One of the most popular ways to travel around Iceland is by car. There are so many places to explore on the island, a road trip is undoubtedly the best way to see it all. With this in mind, it’s important to know all about parking here, especially when visiting the busier parts of the country.
Luckily for you, we have all the information so that you can go to Reykjavik whilst knowing everything you need to about parking here. Keep reading to find out more about parking costs, where to park, fines, and free spaces in the city.
Parking Zones in Reykjavik
When visiting Reykjavik by car, you will come across four different parking zones, all of which have distinct charges. You can easily spot these by looking for the P parking sign. On these signs, or nearby you will find other information such as rates and how long you can stay in that zone.

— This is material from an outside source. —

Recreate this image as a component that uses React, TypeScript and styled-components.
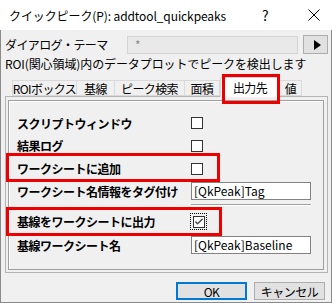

The different tariffs are split into P1, P2, P3 and P4. As you move closer to the centre of Reykjavik, the parking prices automatically go up. Below shows a breakdown of each of the zones, the times and the charges to expect.
P1 (Red and Pink)
P1 parking can be easily identified by the colours red and pink around the zones. This is the most expensive part of Reykjavik to park, as the P1 spots are closest to the city centre. You can expect to pay around 250 ISK (1.50 GBP) per hour when parking in any of these places. When visiting Reykjavik during the week the parking tariffs are 09:00 to 18:00. On Saturdays they operate from 10:00 to 16:00 and you can park in any of the zones free of charge on a Sunday.
P2 parking can be found in the blue zones around Reykjavik. These are slightly further from the city centre, yet still offer convenient proximity. Expect to pay around 200 ISK (1.20 GBP) per hour when using these spots. The same tariff times apply in P2 parking zones to those in P1, outside of these hours you can stop here free of charge.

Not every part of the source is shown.